Automated Cloud Security - What to Automate First?

14 June 2026

Diagram shows automated cloud security workflow: GuardDuty detects threats, Security Hub aggregates findings, EventBridge triggers a Step Functions state machine to record IPs, block traffic via AWS Network Firewall, and notify success.

Table of contents

Automated cloud security makes sense only when it removes routine decisions without removing accountability. In practice, that means turning configuration rules, identity checks, logging, and remediation into repeatable controls that run before and after deployment. This article explains what to automate first, how the main tool layers fit together, and where a human backstop still matters.

The practical takeaway for cloud teams

  • Think in a control loop: prevent, detect, remediate, verify.
  • Start with identity, public exposure, secrets, logging, and infrastructure-as-code checks.
  • CSPM and CNAPP improve visibility, but they do not replace good cloud design.
  • For UK teams, government cloud guidance and Cyber Essentials are a sensible baseline.
  • Keep human approval for high-risk production changes and low-confidence findings.

What automated cloud security really means in practice

I treat this as a governed feedback loop rather than a product category. The point is to let systems enforce the routine parts of security while people define policy, approve exceptions, and handle incidents that need judgment. Policy as code is the backbone of that model: security rules are written in version-controlled files, tested like software, and deployed through the same release process as the rest of the stack.

That changes the shape of the work. Instead of asking engineers to remember dozens of manual checks, you make the safe path the default path. Infrastructure-as-code stops risky configuration from being created by hand, posture tools catch drift, and response automation handles the small, repeatable tasks such as revoking access, opening tickets, or isolating a workload. Once that is clear, the next question is why manual processes fail so quickly in cloud estates.

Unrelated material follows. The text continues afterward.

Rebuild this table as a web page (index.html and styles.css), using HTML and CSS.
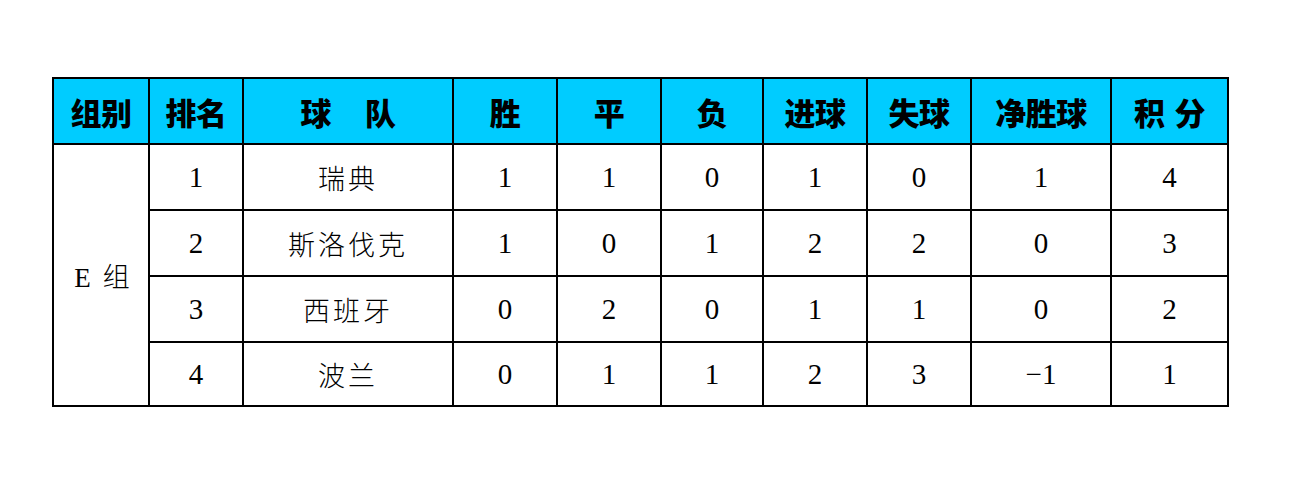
FILE: index.html
```html
<!DOCTYPE html>
<html lang="zh-CN">
<head>
<meta charset="utf-8">
<title>E组积分榜</title>
<link rel="stylesheet" href="styles.css">
</head>
<body>
<table class="standings">
  <colgroup>
    <col class="c-group"><col class="c-rank"><col class="c-team"><col class="c-num"><col class="c-num"><col class="c-num3"><col class="c-num"><col class="c-num"><col class="c-gd"><col class="c-pts">
  </colgroup>
  <thead>
    <tr>
      <th>组别</th><th>排名</th><th>球<span class="gap"></span>队</th><th>胜</th><th>平</th><th>负</th><th>进球</th><th>失球</th><th>净胜球</th><th>积<span class="gap-s"></span>分</th>
    </tr>
  </thead>
  <tbody>
    <tr>
      <td rowspan="4" class="group">E<span class="gap-e"></span>组</td>
      <td>1</td><td class="team">瑞典</td><td>1</td><td>1</td><td>0</td><td>1</td><td>0</td><td>1</td><td>4</td>
    </tr>
    <tr>
      <td>2</td><td class="team">斯洛伐克</td><td>1</td><td>0</td><td>1</td><td>2</td><td>2</td><td>0</td><td>3</td>
    </tr>
    <tr>
      <td>3</td><td class="team">西班牙</td><td>0</td><td>2</td><td>0</td><td>1</td><td>1</td><td>0</td><td>2</td>
    </tr>
    <tr class="last">
      <td>4</td><td class="team">波兰</td><td>0</td><td>1</td><td>1</td><td>2</td><td>3</td><td>−1</td><td>1</td>
    </tr>
  </tbody>
</table>
</body>
</html>
```
FILE: styles.css
```css
html, body {
  margin: 0;
  padding: 0;
  background: #ffffff;
}
body {
  padding: 77px 0 0 52px;
}
.standings {
  border-collapse: collapse;
  table-layout: fixed;
  width: 1177px;
  font-family: "Liberation Serif", "Noto Sans CJK SC", serif;
  color: #000;
}
.c-group { width: 96px; }
.c-rank { width: 94px; }
.c-team { width: 210px; }
.c-num { width: 104px; }
.c-num3 { width: 102px; }
.c-gd { width: 140px; }
.c-pts { width: 117px; }
.standings th,
.standings td {
  border: 2px solid #000;
  text-align: center;
  vertical-align: middle;
  padding: 0;
}
.standings th {
  background: #00ccff;
  height: 64px;
  font-family: "Noto Sans CJK SC", sans-serif;
  font-weight: 900;
  font-size: 31px;
  letter-spacing: -0.5px;
  line-height: 1;
}
.standings td {
  height: 64px;
  font-size: 29px;
}
.standings tr.last td {
  height: 62px;
}
.standings td.team,
.standings td.group {
  font-family: "Liberation Serif", "Noto Sans CJK SC", serif;
  font-size: 27px;
  letter-spacing: 3px;
  font-weight: 300;
}
.standings td.group {
  letter-spacing: 0;
  padding-left: 2px;
}
.gap {
  display: inline-block;
  width: 34px;
}
.gap-s {
  display: inline-block;
  width: 10px;
}
.gap-e {
  display: inline-block;
  width: 12px;
}
```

Why manual controls break down so quickly

Cloud environments move too fast for spreadsheet-style governance. New accounts, containers, functions, buckets, and service connections can appear in minutes, and they can disappear just as quickly. A human review queue cannot keep up with that pace, especially when one bad template can be copied across multiple regions, teams, or environments.

The other problem is inconsistency. Manual checks depend on who is on shift, how tired they are, and whether the situation looks familiar. That is exactly where misconfigurations creep in: public exposure, overbroad permissions, untagged resources, weak secrets handling, and logs that never get enabled. I also care about the shared responsibility model here. Your provider secures the platform, but your team still owns most of the configuration, identity, and data decisions that actually create risk. That is why the control model has to move from review-based to continuously enforced.

Automated cloud security workflow: AWS Security Hub findings trigger Lambda functions for pre-processing, orchestration, and scheduling, leading to automated remediation actions in member accounts.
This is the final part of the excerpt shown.